- **Exercise brief**:
Pictures are not part of the copy. Retype the lines from the first one through the line that contains "text-decoration: none;".

--- START Source data ---

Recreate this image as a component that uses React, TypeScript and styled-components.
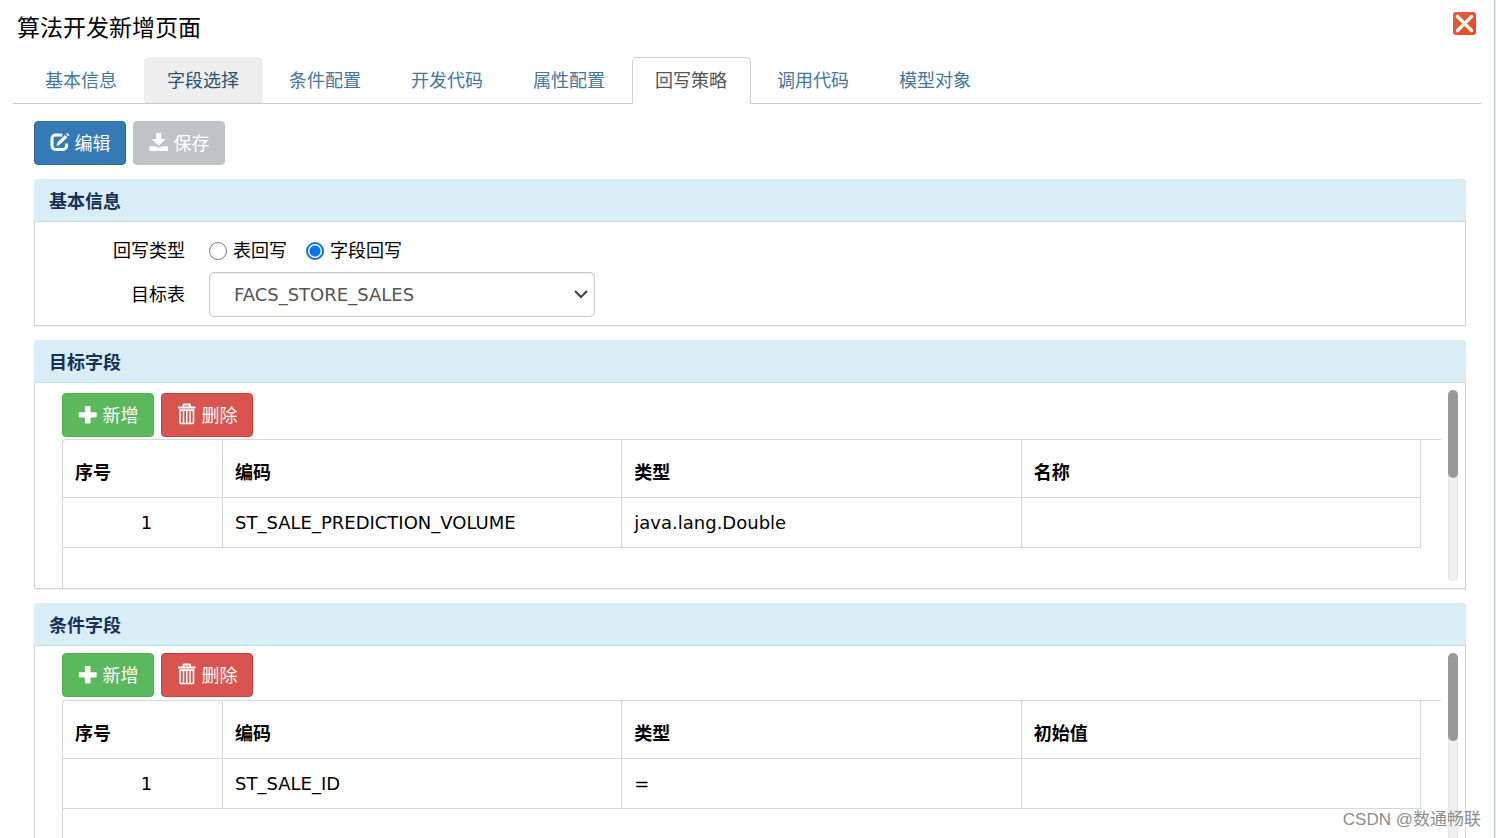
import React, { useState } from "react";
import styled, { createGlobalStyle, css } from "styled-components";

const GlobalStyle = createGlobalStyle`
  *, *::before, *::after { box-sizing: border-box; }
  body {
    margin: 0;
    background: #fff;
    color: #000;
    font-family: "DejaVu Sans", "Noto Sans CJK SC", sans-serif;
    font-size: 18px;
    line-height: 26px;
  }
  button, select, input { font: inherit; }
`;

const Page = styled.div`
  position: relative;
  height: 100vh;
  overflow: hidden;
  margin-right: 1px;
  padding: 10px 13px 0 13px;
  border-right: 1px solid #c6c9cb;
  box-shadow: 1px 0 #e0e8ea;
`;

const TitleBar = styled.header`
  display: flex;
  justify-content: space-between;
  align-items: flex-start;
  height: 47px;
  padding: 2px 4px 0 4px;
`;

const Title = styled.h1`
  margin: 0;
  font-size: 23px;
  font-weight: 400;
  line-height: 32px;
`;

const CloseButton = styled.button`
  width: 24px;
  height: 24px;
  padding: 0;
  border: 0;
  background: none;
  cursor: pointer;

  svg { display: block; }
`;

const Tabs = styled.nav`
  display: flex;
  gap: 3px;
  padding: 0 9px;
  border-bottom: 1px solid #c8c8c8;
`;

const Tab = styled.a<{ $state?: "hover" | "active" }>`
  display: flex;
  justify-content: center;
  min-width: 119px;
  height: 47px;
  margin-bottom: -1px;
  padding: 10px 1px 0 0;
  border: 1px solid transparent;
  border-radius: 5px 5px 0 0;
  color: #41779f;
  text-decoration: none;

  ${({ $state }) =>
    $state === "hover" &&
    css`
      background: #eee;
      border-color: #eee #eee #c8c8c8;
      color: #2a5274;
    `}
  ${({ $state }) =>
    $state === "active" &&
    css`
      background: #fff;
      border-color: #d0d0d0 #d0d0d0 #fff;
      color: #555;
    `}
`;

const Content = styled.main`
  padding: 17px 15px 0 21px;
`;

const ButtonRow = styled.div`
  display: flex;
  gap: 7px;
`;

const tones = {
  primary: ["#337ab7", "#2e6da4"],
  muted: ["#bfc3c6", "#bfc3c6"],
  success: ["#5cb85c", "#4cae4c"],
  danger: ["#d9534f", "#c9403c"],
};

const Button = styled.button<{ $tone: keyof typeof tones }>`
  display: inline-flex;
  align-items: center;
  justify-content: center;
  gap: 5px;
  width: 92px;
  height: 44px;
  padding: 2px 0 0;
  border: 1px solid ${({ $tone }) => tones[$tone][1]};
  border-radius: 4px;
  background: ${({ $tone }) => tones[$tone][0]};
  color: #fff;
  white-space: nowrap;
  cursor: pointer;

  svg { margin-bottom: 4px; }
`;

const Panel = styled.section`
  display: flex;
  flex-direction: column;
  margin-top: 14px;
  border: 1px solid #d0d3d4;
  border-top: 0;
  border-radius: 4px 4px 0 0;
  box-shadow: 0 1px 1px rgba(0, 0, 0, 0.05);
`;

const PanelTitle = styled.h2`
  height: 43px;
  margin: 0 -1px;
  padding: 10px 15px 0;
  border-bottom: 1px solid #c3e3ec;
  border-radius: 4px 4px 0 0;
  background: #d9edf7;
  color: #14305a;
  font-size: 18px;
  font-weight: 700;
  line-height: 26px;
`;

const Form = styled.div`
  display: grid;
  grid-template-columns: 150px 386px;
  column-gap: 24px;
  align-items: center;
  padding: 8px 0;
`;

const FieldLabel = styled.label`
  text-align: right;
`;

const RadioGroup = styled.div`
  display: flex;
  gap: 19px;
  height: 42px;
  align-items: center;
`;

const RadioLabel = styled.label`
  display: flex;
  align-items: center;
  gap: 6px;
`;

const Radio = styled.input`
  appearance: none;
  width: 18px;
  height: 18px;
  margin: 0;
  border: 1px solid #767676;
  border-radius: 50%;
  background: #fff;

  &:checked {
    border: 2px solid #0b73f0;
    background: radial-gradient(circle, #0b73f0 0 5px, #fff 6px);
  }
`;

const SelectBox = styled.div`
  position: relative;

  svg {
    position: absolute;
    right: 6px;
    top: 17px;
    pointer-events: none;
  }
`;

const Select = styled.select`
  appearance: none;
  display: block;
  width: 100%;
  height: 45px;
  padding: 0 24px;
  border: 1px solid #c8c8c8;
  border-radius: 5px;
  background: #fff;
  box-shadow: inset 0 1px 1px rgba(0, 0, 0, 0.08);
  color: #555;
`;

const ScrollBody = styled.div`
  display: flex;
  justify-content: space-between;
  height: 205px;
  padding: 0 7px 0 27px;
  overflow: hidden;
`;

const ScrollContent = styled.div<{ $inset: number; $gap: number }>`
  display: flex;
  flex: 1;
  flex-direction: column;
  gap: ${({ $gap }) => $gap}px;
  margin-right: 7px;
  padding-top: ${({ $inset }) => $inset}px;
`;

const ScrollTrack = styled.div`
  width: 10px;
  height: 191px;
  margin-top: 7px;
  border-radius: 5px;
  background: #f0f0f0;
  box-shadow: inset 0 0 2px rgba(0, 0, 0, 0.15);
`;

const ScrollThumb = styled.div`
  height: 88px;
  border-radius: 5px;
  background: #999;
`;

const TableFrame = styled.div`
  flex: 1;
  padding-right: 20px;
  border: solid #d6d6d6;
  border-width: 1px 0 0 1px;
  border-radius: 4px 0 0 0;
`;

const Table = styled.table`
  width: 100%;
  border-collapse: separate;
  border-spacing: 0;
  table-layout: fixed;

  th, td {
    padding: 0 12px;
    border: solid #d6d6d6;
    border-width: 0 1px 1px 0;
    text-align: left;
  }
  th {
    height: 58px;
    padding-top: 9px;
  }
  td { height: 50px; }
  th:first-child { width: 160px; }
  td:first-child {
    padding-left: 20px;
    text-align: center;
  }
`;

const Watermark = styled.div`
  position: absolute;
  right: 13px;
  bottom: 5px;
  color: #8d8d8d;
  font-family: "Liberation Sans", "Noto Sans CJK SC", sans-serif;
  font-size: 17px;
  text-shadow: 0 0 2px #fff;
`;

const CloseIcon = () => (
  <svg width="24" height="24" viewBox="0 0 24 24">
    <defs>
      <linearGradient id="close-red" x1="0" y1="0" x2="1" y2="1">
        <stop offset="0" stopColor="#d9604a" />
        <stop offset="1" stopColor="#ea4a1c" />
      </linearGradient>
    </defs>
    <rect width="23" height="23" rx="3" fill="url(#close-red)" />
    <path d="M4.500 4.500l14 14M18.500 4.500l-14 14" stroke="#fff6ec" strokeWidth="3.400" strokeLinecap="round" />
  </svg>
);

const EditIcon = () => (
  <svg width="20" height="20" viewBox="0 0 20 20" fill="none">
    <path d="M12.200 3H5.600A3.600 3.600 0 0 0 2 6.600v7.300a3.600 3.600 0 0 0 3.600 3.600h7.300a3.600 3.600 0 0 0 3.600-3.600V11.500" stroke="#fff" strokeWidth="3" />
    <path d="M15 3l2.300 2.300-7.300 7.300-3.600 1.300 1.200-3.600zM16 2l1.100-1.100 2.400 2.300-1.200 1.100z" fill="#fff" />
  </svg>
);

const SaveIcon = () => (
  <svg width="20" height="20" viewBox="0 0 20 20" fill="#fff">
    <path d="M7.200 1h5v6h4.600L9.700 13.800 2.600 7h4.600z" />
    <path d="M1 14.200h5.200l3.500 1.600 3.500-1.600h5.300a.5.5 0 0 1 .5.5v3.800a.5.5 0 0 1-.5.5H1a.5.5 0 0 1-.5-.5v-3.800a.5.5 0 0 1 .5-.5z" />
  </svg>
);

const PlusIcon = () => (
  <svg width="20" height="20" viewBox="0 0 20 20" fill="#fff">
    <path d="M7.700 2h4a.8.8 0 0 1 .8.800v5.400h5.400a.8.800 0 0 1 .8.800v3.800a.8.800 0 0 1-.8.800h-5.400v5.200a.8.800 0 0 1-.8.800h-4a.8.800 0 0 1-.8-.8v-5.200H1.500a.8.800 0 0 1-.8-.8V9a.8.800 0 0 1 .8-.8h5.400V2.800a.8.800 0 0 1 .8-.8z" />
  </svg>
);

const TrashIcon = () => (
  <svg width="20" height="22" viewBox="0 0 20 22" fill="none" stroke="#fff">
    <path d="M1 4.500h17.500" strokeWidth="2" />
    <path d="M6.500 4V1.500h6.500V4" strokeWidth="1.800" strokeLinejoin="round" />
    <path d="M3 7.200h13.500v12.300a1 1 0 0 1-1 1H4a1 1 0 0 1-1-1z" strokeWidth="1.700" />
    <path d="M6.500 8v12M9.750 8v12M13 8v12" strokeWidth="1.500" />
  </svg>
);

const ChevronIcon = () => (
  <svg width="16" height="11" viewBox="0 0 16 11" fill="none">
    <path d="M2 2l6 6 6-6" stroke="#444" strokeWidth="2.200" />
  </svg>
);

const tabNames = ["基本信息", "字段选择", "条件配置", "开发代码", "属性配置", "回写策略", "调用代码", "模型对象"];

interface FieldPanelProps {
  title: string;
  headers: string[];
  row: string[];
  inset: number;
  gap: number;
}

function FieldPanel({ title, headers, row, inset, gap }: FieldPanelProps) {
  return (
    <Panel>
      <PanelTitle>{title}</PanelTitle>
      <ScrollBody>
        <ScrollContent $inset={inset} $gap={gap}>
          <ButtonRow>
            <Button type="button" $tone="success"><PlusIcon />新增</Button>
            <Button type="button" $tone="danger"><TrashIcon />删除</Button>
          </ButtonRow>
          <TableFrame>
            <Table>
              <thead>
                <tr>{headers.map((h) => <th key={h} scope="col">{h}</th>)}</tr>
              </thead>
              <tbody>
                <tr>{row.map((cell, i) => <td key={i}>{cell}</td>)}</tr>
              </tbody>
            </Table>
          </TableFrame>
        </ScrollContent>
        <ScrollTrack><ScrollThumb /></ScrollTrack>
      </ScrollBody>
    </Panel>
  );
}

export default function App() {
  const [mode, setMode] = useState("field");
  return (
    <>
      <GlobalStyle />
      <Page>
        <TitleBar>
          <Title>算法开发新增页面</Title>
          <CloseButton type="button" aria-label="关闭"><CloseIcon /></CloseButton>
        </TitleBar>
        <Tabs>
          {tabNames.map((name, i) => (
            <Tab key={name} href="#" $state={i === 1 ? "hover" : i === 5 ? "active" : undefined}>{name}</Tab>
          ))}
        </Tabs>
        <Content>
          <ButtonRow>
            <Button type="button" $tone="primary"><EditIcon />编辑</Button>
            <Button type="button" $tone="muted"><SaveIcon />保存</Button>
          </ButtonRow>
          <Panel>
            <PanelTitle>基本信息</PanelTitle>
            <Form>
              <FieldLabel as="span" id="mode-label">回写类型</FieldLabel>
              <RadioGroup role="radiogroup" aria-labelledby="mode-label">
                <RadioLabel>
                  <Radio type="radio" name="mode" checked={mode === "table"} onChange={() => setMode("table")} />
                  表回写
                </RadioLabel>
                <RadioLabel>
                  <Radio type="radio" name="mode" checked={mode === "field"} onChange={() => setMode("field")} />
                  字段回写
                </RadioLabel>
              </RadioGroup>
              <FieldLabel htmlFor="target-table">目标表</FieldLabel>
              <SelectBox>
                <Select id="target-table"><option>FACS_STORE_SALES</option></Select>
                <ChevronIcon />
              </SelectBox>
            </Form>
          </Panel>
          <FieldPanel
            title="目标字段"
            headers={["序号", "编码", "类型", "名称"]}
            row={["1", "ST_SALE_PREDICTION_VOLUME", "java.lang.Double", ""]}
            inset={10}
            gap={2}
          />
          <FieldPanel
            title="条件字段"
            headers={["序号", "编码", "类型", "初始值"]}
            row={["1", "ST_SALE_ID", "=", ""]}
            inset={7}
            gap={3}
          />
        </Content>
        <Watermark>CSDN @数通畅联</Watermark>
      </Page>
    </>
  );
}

--- END Source data ---

- **Result for this exercise**:
Recreate this image as a component that uses React, TypeScript and styled-components.
import React, { useState } from "react";
import styled, { createGlobalStyle, css } from "styled-components";

const GlobalStyle = createGlobalStyle`
  *, *::before, *::after { box-sizing: border-box; }
  body {
    margin: 0;
    background: #fff;
    color: #000;
    font-family: "DejaVu Sans", "Noto Sans CJK SC", sans-serif;
    font-size: 18px;
    line-height: 26px;
  }
  button, select, input { font: inherit; }
`;

const Page = styled.div`
  position: relative;
  height: 100vh;
  overflow: hidden;
  margin-right: 1px;
  padding: 10px 13px 0 13px;
  border-right: 1px solid #c6c9cb;
  box-shadow: 1px 0 #e0e8ea;
`;

const TitleBar = styled.header`
  display: flex;
  justify-content: space-between;
  align-items: flex-start;
  height: 47px;
  padding: 2px 4px 0 4px;
`;

const Title = styled.h1`
  margin: 0;
  font-size: 23px;
  font-weight: 400;
  line-height: 32px;
`;

const CloseButton = styled.button`
  width: 24px;
  height: 24px;
  padding: 0;
  border: 0;
  background: none;
  cursor: pointer;

  svg { display: block; }
`;

const Tabs = styled.nav`
  display: flex;
  gap: 3px;
  padding: 0 9px;
  border-bottom: 1px solid #c8c8c8;
`;

const Tab = styled.a<{ $state?: "hover" | "active" }>`
  display: flex;
  justify-content: center;
  min-width: 119px;
  height: 47px;
  margin-bottom: -1px;
  padding: 10px 1px 0 0;
  border: 1px solid transparent;
  border-radius: 5px 5px 0 0;
  color: #41779f;
  text-decoration: none;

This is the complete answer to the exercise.